Growing up, I have become more circumspect.  I have also become more skeptical of third-party accusations.  I put it in the same category as gossip until I see it for myself.  I try not to criticize things which I know nothing about.  So a few months ago I decided to find out– cautiously– who these satanists were.  I started, logically, by reading The Satanic Bible by Anton LaVey.  I reasoned that if there really were demons ready to jump out of it at me, that YHWH is stronger and can protect me.  And if the author was a true enemy of YHWH, it would do me well to know the enemy.

As it turned out, no evil spirits jumped out.  It was an astonishing read, and I concluded that Mr. LaVey only narrowly missed discovering a true Biblical religion.  His “theology,” though based on humanistic atheism, is in some ways closer to Biblical teaching than modern churchism is.  His teachings could be summed up by saying that people should live normal, natural lives.  When people try to contradict nature by being something they are not, it results in spiritual/psychological disorders, and the peer pressure to be better causes them to become self-righteous hypocrites, disguising their own faults by highlighting the faults of others.

Mr. LaVey started formulating his religious viewpoints when he worked for a carnival.  He saw men attend Saturday night events that were generally considered impious, and then attend church under the same tents on Sunday morning.  He concluded that the Christian religion was founded on hypocrisy, and set about to explore a diametrically opposite philosophy.  Anton LaVey’s Church of Satan was a self-conscious iconoclastic departure from the norm.  He never believed he was actually worshiping a being named “Satan.”  He was ultimately an atheist, deliberately attempting to be naughty in order to poke fun at the mainstream religion.

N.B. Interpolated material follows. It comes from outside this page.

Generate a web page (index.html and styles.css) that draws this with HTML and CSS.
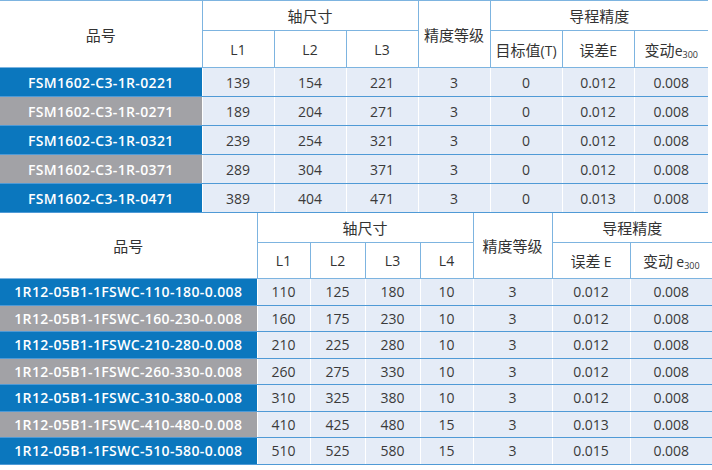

I suggest that he was not actually attacking the God YHWH of the Bible, quite simply because he didn’t know who the God YHWH was.  He attacked what he believed to be representative Christianity, but I have not noticed any instances of him attacking Judaism or Torah religions.  The seven deadly sins he sought to commit, at least as he represented them, were church sins and not direct violations of Torah.  He apparently did not realize that the average YHWH-fearing person in the Bible was a natural, earthy person– “the salt of the earth.”  YHWH’s people were not self-righteously pious or ascetic.  They did not pretend to be perfect.  They were human beings with warts.  Most of all, they accepted themselves and their relationship with YHWH.

I believe that if Mr. Lavey had been exposed to Biblical servants of YHWH instead of hypocritical people playing church, he might have identified with the Biblical people.  He might have started a Biblical church.  Instead, he was exposed to occult teachings and established the Church of Satan.  In reacting against the excessive and feigned piety of churchists, he swung the pendulum 180 degrees in the opposite direction.  Who can say what would have happened if he had stopped at the middle ground?  To be fair, I don’t know whether the people he observed were self-righteous, pretending to be perfect.  That may only have been his perception of them.

It is sobering to think that by the simple act of identifying ourselves as Christians, we put Christ on the center stage.  Others will judge Christ by how they see us behave.  They will draw either right or wrong conclusions about the God of the Bible.  That should give each one of us pause to consider whether we are doing YHWH a service, or a disservice, by publicly identifying ourselves with Him.  One of the simplest, easiest ways to avoid charges of hypocrisy is to reconcile with ourselves and not put up a false front.  By accepting who we are, we won’t feel the need to pretend to be something else.  By not pretending to be something we’re not, we can let our lives be a more true reflection of what a normal, natural person’s relationship with YHWH is.